A company's expenditure behaviour typically brings out flaws when the business climate turns adverse. For SAIL, since its revenues have failed to keep up in the same time span and costs have risen, operating profits have taken a hit. “Rise in employee cost year after year is not new for SAIL. But, what has happened now is that the top line, moving in tandem until recently, has not grown as much and due to this, rising employee cost is surfacing as a problem,” said an analyst with a local brokerage.

Increased steel imports, mainly from China, coupled with sluggish demand in the domestic market, has led to primary producers witnessing weak realisations through FY15 and thereafter. SAIL was not spared.

With annual capacity of 19.5 million tonnes (mt) and employee cost close to Rs 10,000 crore, revenue was Rs 45,800 crore in the year ended March 2015, nearly the same as the Rs 46,300 crore in FY11, when the employee cost was Rs 7,600 crore and capacity stood at a much lower level of 13.8 mt, clearly indicating better efficiency. Some of this, however, might get corrected in the next couple of years, as output from new capacities rises.

“Though the capacity at SAIL after modernisation is 19.5 mt and is ready, utilisations will happen only this year. For FY15, the capacity utilisation was 100 per cent for the 13.9 mt which produced steel,” a spokesperson at SAIL said.

Over recent years, SAIL spent Rs 55,000 crore (including on the Bhilai plant) to take its capacity to 23.5 mt. “The capacity is built but ramp-up happens gradually and so this year, production will go to 16.5-17 mt,” said a source from SAIL.

While increased contribution from new capacities should help prop revenue, the per-tonne cost of raw materials and power & fuel at Rs 18,000-20,000 would leave little at the operating level, assuming some increase in employee costs as well. That’s because a weak outlook for the steel industry for the next few quarters is expected to keep realisations for companies muted. Consequently, lowering the employee cost should be top priority for SAIL, said analysts.

Comparatively, Tata Steel and JSW, which have seen employee costs rise 95 per cent and 220 per cent, respectively, since FY10, spend a lesser portion of their revenue toward these, compared to SAIL, which is the highest at 21 per cent. Tata Steel’s revenue to cost of employee is half of SAIL, while JSW Steel is in the most comfortable position at about three per cent. SAIL, however, does have an edge over peers in terms of debt levels and raw material security. But, with the high employee cost, the company is losing on these positives.

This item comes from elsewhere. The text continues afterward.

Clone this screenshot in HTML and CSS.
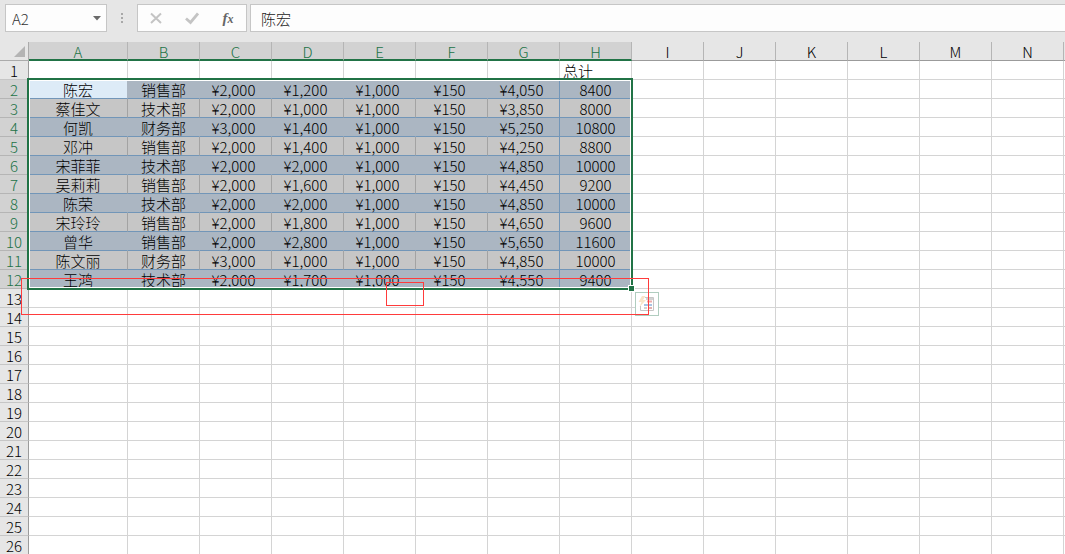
FILE: index.html
```html
<!DOCTYPE html>
<html lang="zh-CN">
<head>
<meta charset="utf-8">
<title>工资表</title>
<link rel="stylesheet" href="styles.css">
</head>
<body>
<header class="formula-bar">
  <div class="name-box">
    <input class="name-input" type="text" value="A2" aria-label="名称框">
    <button class="name-toggle" type="button" aria-label="展开名称框"><svg width="8" height="5" viewBox="0 0 8 5"><path d="M0 0h8L4 4.500z" fill="#6a6a6a"/></svg></button>
  </div>
  <svg class="grip" width="3" height="12" viewBox="0 0 3 12"><path d="M0 1h2v2H0zM0 5h2v2H0zM0 9h2v2H0z" fill="#a8a8a8"/></svg>
  <div class="tools">
    <button type="button" aria-label="取消"><svg width="14" height="14" viewBox="0 0 14 14"><path d="M2 2.500l10 9.500M12 2.500L2 12" stroke="#c4c4c4" stroke-width="2" fill="none"/></svg></button>
    <button type="button" aria-label="输入"><svg width="14" height="14" viewBox="0 0 14 14"><path d="M1 7.500l4.500 4L13 2.500" stroke="#c4c4c4" stroke-width="2.800" fill="none"/></svg></button>
    <button class="fx" type="button" aria-label="插入函数"><i>f<small>x</small></i></button>
  </div>
  <input class="formula" type="text" value="陈宏" aria-label="编辑栏">
</header>
<main class="sheet">
  <table class="grid">
    <colgroup><col class="col-head"><col class="col-first"><col class="col" span="13"><col></colgroup>
    <thead><tr id="letters"><th class="corner"><svg width="12" height="12" viewBox="0 0 12 12"><path d="M11 0v11H0z" fill="#b4b4b4"/></svg></th></tr></thead>
    <tbody id="rows"></tbody>
  </table>
  <div class="selection"><span class="handle"></span></div>
  <button class="quick" type="button" aria-label="快速分析"><svg width="22" height="22" viewBox="0 0 22 22"><path d="M9 4.500h8.500v13h-13V13" fill="none" stroke="#c6c6c6"/><path d="M10 5h7v2h-7z" fill="#d2d2d2"/><path d="M6 3L2.500 9h3L3.500 14l6.500-7H7l2.500-4z" fill="#f9e4c8"/><path d="M11 8.500h5" stroke="#eda9a9" stroke-width="2"/><path d="M8 12h8" stroke="#a9c3e3" stroke-width="2"/><path d="M8 15h3" stroke="#d2d2d2" stroke-width="2"/><path d="M12 15h4" stroke="#e3b0b0" stroke-width="2"/></svg></button>
  <div class="mark mark-wide"></div>
  <div class="mark mark-small"></div>
</main>
<script src="sheet.js"></script>
</body>
</html>
```
FILE: styles.css
```css
* { box-sizing: border-box; }
body {
  margin: 0;
  height: 100vh;
  overflow: hidden;
  background: #e6e6e6;
  color: #000;
  font-family: "Noto Sans CJK SC", sans-serif;
  font-weight: 300;
  font-size: 15px;
}
button, input { font: inherit; border: 0; padding: 0; margin: 0; background: none; }
svg { display: block; }

.formula-bar { display: flex; align-items: center; height: 42px; padding: 4px 0 10px 5px; }
.name-box { display: flex; width: 102px; height: 28px; border: 1px solid #c6c6c6; background: #fdfdfd; }
.name-input { flex: 1; min-width: 0; padding-left: 6px; color: #333; }
.name-toggle { width: 18px; display: flex; align-items: center; justify-content: center; }
.grip { margin: 0 13px 0 14px; }
.tools { display: flex; justify-content: space-around; width: 110px; height: 28px; border: 1px solid #c6c6c6; background: #fdfdfd; }
.tools button { width: 30px; display: flex; align-items: center; justify-content: center; }
.tools .fx { font-family: "Liberation Serif", serif; font-weight: 700; font-size: 15px; color: #666; }
.fx small { font-size: 12px; }
.formula { flex: 1; min-width: 0; height: 28px; margin-left: 3px; padding-left: 10px; border: 1px solid #c6c6c6; border-right: 0; background: #fdfdfd; color: #222; }

.sheet { position: relative; }
.grid { width: 100%; table-layout: fixed; border-collapse: separate; border-spacing: 0; background: #fff; }
.col-head { width: 29px; }
.col-first { width: 99px; }
.col { width: 72px; }
.grid th, .grid td { height: 19px; padding: 2px 0 0; line-height: 16px; white-space: nowrap; border-right: 1px solid #d4d4d4; border-bottom: 1px solid #d4d4d4; }
.grid th { font-weight: 300; background: #e6e6e6; }
.grid thead th { border-bottom-color: #9b9b9b; border-right-color: #b5b5b5; }
.grid thead th.on { background: #d2d2d2; color: #217346; border-bottom: 2px solid #217346; padding-top: 3px; line-height: 14px; }
.grid .corner { border-color: #ababab; }
.corner svg { margin-left: 14px; }
.grid tbody th { border-right-color: #9b9b9b; border-bottom-color: #c6c6c6; }
.grid tbody th.on { background: #d2d2d2; color: #217346; border-bottom-color: #b5b5b5; }
.grid td.label { padding-left: 3px; }
.grid td.text, .grid td.num { text-align: center; }
.grid td.money { padding-right: 4px; }
.grid .picked td.text, .grid .picked td.num { background: #c6c6c6; border-right-color: #a3a3a3; border-bottom-color: #7296b8; }
.grid .band td.text, .grid .band td.num { background: #abb6c2; border-right-color: #abb6c2; }
.grid .picked td:nth-child(8) { border-right-color: #7296b8; }
.grid .band td.active { background: #ddebf7; }
.grid tr > :last-child { border-right: 0; }

.selection { position: absolute; left: 27px; top: 36px; width: 606px; height: 212px; border: 2px solid #217346; box-shadow: inset 0 0 0 1px #fff; }
.handle { position: absolute; right: -4px; bottom: -4px; width: 7px; height: 7px; border: 1px solid #fff; background: #217346; }
.quick { position: absolute; left: 635px; top: 250px; width: 24px; height: 24px; border: 1px solid #b0cdbf; background: #fff; }
.mark { position: absolute; border: 1px solid #ff3b3b; }
.mark-wide { left: 21px; top: 236px; width: 628px; height: 37px; }
.mark-small { left: 386px; top: 240px; width: 38px; height: 24px; }
```
FILE: sheet.js
```js
const letters = "ABCDEFGHIJKLMN".split("");
const people = [
  ["陈宏", "销售部", "¥2,000", "¥1,200", "¥1,000", "¥150", "¥4,050", "8400"],
  ["蔡佳文", "技术部", "¥2,000", "¥1,000", "¥1,000", "¥150", "¥3,850", "8000"],
  ["何凯", "财务部", "¥3,000", "¥1,400", "¥1,000", "¥150", "¥5,250", "10800"],
  ["邓冲", "销售部", "¥2,000", "¥1,400", "¥1,000", "¥150", "¥4,250", "8800"],
  ["宋菲菲", "技术部", "¥2,000", "¥2,000", "¥1,000", "¥150", "¥4,850", "10000"],
  ["吴莉莉", "销售部", "¥2,000", "¥1,600", "¥1,000", "¥150", "¥4,450", "9200"],
  ["陈荣", "技术部", "¥2,000", "¥2,000", "¥1,000", "¥150", "¥4,850", "10000"],
  ["宋玲玲", "销售部", "¥2,000", "¥1,800", "¥1,000", "¥150", "¥4,650", "9600"],
  ["曾华", "销售部", "¥2,000", "¥2,800", "¥1,000", "¥150", "¥5,650", "11600"],
  ["陈文丽", "财务部", "¥3,000", "¥1,000", "¥1,000", "¥150", "¥4,850", "10000"],
  ["王鸿", "技术部", "¥2,000", "¥1,700", "¥1,000", "¥150", "¥4,550", "9400"]
];

function cell(tag, text, cls) {
  const el = document.createElement(tag);
  el.textContent = text;
  if (cls) el.className = cls;
  return el;
}

const head = document.getElementById("letters");
letters.forEach((l, i) => head.append(cell("th", l, i < 8 ? "on" : "")));
head.append(cell("th", ""));

const body = document.getElementById("rows");
for (let r = 1; r <= 26; r++) {
  const tr = document.createElement("tr");
  const person = people[r - 2];
  if (person) tr.className = r % 2 ? "picked" : "picked band";
  tr.append(cell("th", r, person ? "on" : ""));
  for (let c = 0; c < 15; c++) {
    let text = "", cls = "";
    if (person && c < 8) {
      text = person[c];
      cls = c < 2 ? "text" : c < 7 ? "num money" : "num";
      if (r === 2 && c === 0) cls += " active";
    } else if (r === 1 && c === 7) {
      text = "总计";
      cls = "label";
    }
    tr.append(cell("td", text, cls));
  }
  body.append(tr);
}
```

Alongside, in an industry where raw material cost forms the largest chunk of total expenditure for a company, SAIL has access to captive iron ore and is also partially secured on coking coal supply. Though, any other company with similar access would have managed that.

In debt, though, SAIL's balance sheet carries the least burden, as against Tata Steel (consolidated), the most heavily indebted company not only among domestic peers but also globally, followed by the Sajjan Jindal-led JSW.

Despite these advantages, the company’s cost per tonne is very close to that of JSW, which has no access to captive raw material supply at all. JSW’s raw material bill is nearly 80 per cent of its total costs. Despite being handicapped on raw material security, the firm was the largest steel producer in FY15, with operating profits double that of SAIL.

Clearly, given the current dull industry scenario amid the advantage of relatively lower debt and raw material security, SAIL has not been able to reap benefits to the extent it could have. It’s time the firm pulls up its socks, helping put up a better picture and improved shareholder returns.